Fellow campaign co-chair Bishop William Barber echoed that message in a speech at the Mass Poor People's and Low-Wage Workers' Assembly and Moral March on Washington, which drew thousands to the nation's capital.
Barber declared that as long as essential workers are treated like they are "expendable" during a public health crisis, as long as federal lawmakers block pandemic relief for families, "as long as we have the stealing of native lands and unjust immigration," and as long as millions of people nationwide face hunger and homelessness, "we won't be silent anymore."
"Let us be clear: We are not simply here for a day," explained Barber, who also highlighted voter suppression efforts and the United States' significant military spending. "This assembly is to declare the full commitment of a fusion coalition."
"Now is the time for a Third Reconstruction. We are the rejected—who've been rejected by the politics of trickle-down economics and rejected by neoliberalism," he continued, sharing the history of the first two reconstructions.
"This is a movement—until children are protected; until sick folk are healed; until low-wage workers are paid; until immigrants are treated fairly; until affordable housing is provided; until the atmosphere, the land, and the water are protected; until saving the world, and diplomacy, and living in peace is more important than blowing up the world," he added, "we won't be silent anymore."
Participants in the event shared updates on social media with the hashtag #MoralAssembly2022:
The event featured testimonies from people like Vivian Henry of the Minnesota Poor People's Campaign, who spoke of her fears about losing her Medicaid due to politicians who don't care whether she lives or dies.

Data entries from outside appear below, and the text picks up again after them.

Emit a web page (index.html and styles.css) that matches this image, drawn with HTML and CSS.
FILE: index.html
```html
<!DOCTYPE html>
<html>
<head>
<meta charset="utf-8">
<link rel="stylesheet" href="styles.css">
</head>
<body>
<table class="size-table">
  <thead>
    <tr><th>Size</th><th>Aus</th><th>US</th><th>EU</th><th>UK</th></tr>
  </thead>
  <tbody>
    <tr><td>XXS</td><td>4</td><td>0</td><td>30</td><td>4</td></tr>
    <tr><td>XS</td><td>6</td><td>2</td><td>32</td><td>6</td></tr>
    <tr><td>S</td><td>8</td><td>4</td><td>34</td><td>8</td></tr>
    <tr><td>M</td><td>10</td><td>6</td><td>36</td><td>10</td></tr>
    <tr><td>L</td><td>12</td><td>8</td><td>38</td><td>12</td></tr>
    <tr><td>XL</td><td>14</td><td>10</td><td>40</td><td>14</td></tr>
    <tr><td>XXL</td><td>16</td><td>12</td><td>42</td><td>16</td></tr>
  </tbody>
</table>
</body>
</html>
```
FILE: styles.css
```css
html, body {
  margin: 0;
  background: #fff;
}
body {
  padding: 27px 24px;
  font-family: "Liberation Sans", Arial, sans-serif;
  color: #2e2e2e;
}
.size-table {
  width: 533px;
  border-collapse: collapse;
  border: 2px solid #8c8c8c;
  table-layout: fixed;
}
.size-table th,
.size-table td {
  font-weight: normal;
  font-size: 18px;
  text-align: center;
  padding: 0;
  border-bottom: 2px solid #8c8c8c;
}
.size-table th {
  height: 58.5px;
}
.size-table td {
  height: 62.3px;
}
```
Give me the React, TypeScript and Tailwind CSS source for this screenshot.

"I'm here to say that if Congress can repeatedly afford to give corporate welfare to the rich, then Congress can afford universal healthcare for all so that people don't go bankrupt or are forced to use a GoFundMe to cover medical expenses," Henry said. "Scarcity is a massive lie!"
"My children are survivors just by being alive. It is not enough to be resilient and survive, it is our human right to grow and thrive," declared Maya Torralba, an Indigenous mother who spoke at the assembly, followed by her daughter, Kateri Daffron.
Describing her experience growing up in Anadarko, Oklahoma, Daffron said that "although I moved away I am still in poverty. I cannot leave poverty. I am a 17-year-old child and my country has already failed me."
Kevin Queen, who traveled to the rally from Nebraska, told North Country Public Radio that "it's kind of sickening to me that we've come to the capital of the richest country on the planet and we see homeless people in tunnels and living on the streets."
"And so just to be able to be here and participate is an honor as well as something that's very upsetting, because here we are, what, 60 years later, and we're still marching for the poor—we still haven't fixed this problem," he added, referencing the 1963 March on Washington—where Rev. Dr. Martin Luther King Jr. delivered his "I Have a Dream" speech.
Ahead of the assembly, Barber said that people were coming to D.C. "to say not only do we need a moral reset... we represent 32% of the electorate now, poor people do, and 45% of the electorate in battleground states. And it's time for that power to be organized, mobilized, and felt in every election throughout this country."